Stored items from a collection:
────
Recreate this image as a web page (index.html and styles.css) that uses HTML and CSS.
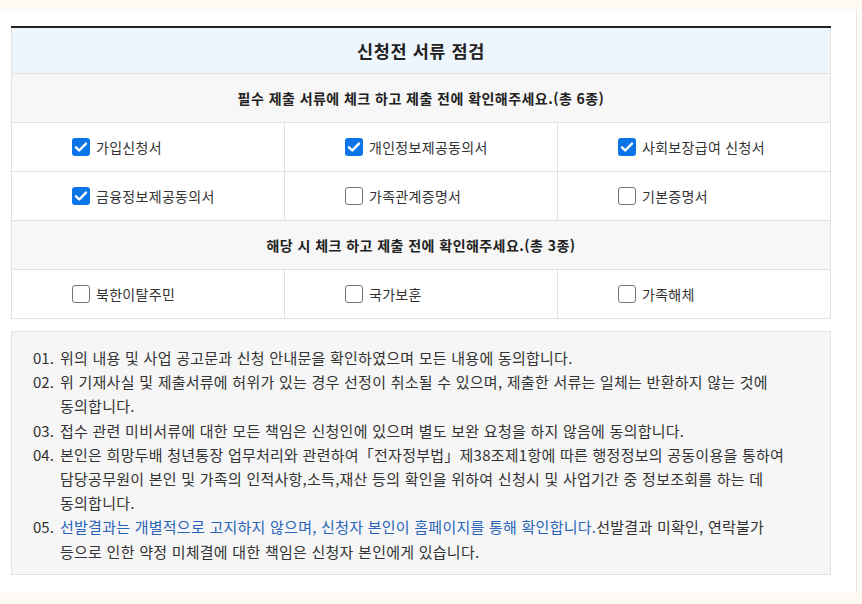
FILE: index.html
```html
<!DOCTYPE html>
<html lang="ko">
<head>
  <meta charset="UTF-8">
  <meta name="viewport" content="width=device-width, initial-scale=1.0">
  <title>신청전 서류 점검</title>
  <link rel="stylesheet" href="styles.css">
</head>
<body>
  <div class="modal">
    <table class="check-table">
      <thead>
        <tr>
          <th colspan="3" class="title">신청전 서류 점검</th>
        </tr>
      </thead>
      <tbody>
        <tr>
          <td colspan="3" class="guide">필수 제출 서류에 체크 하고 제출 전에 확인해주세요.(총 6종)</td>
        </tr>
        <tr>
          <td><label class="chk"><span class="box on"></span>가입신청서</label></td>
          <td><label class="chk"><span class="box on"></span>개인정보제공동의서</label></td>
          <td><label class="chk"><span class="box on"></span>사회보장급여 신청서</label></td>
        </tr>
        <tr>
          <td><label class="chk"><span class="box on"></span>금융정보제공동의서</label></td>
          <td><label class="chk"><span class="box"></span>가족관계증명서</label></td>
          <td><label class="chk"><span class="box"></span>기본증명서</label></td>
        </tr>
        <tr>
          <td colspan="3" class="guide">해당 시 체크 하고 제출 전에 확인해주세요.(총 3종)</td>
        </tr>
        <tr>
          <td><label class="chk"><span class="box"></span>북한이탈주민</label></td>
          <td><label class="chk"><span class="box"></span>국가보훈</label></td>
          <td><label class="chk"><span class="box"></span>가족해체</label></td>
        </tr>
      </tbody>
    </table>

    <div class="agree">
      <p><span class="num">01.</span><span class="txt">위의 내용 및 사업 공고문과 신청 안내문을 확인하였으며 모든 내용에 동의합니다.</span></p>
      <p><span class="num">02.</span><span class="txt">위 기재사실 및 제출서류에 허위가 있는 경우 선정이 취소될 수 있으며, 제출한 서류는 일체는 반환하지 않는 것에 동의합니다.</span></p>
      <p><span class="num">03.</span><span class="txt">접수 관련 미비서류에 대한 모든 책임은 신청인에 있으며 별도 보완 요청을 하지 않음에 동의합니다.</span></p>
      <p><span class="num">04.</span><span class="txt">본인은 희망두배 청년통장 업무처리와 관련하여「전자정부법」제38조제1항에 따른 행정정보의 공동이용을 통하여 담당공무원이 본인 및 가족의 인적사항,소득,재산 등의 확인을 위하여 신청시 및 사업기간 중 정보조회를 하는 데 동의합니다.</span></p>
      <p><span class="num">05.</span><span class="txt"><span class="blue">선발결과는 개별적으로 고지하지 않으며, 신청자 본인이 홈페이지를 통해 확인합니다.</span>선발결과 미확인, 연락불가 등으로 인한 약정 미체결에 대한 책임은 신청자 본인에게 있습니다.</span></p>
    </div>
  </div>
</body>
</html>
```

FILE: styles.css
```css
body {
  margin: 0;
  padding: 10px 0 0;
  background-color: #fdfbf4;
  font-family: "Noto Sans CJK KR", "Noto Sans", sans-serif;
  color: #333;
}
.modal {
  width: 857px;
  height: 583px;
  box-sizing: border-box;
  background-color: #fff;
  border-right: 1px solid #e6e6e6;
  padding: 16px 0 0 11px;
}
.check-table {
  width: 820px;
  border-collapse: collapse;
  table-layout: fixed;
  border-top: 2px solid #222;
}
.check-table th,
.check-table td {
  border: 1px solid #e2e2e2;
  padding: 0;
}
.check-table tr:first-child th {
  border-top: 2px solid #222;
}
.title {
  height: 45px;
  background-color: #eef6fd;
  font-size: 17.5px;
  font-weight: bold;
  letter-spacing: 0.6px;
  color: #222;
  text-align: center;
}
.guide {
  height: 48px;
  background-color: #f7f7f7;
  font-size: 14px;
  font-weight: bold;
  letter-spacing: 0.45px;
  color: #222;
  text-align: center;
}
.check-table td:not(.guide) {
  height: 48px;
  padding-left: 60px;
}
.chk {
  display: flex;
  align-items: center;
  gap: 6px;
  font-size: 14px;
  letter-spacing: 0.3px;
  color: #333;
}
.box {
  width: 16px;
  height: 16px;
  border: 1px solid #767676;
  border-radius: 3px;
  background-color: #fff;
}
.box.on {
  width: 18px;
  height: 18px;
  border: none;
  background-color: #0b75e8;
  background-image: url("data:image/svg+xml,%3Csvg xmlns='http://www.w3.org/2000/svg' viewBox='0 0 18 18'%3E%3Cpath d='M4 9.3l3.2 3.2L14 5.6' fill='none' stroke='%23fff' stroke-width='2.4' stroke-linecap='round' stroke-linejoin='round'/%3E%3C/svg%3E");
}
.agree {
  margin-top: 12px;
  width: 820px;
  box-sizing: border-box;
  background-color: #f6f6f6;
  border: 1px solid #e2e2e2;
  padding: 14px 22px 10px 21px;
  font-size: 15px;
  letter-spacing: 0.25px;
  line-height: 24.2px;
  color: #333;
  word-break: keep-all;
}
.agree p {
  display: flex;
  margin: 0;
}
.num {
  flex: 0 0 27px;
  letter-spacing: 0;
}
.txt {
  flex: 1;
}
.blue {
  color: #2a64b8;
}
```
────
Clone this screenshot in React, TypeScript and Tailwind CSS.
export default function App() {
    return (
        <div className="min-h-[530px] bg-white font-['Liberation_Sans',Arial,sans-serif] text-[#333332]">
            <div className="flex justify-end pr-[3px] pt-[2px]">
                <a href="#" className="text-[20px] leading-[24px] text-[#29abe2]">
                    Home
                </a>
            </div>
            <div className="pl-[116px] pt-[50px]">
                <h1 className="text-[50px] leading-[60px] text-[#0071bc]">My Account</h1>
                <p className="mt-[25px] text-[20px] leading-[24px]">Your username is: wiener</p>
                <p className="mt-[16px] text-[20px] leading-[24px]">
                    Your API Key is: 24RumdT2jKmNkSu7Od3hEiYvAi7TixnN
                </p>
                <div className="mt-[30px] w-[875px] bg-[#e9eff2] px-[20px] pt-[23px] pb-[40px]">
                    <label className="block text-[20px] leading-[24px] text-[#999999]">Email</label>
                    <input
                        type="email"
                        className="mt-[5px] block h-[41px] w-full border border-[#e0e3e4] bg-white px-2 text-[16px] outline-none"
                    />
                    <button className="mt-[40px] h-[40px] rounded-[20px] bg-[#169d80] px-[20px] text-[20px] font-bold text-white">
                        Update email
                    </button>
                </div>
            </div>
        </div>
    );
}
────
■ **Goal**
Copy out each line of the entries that holds "index".

■ **Response to the task**
Recreate this image as a web page (index.html and styles.css) that uses HTML and CSS.
FILE: index.html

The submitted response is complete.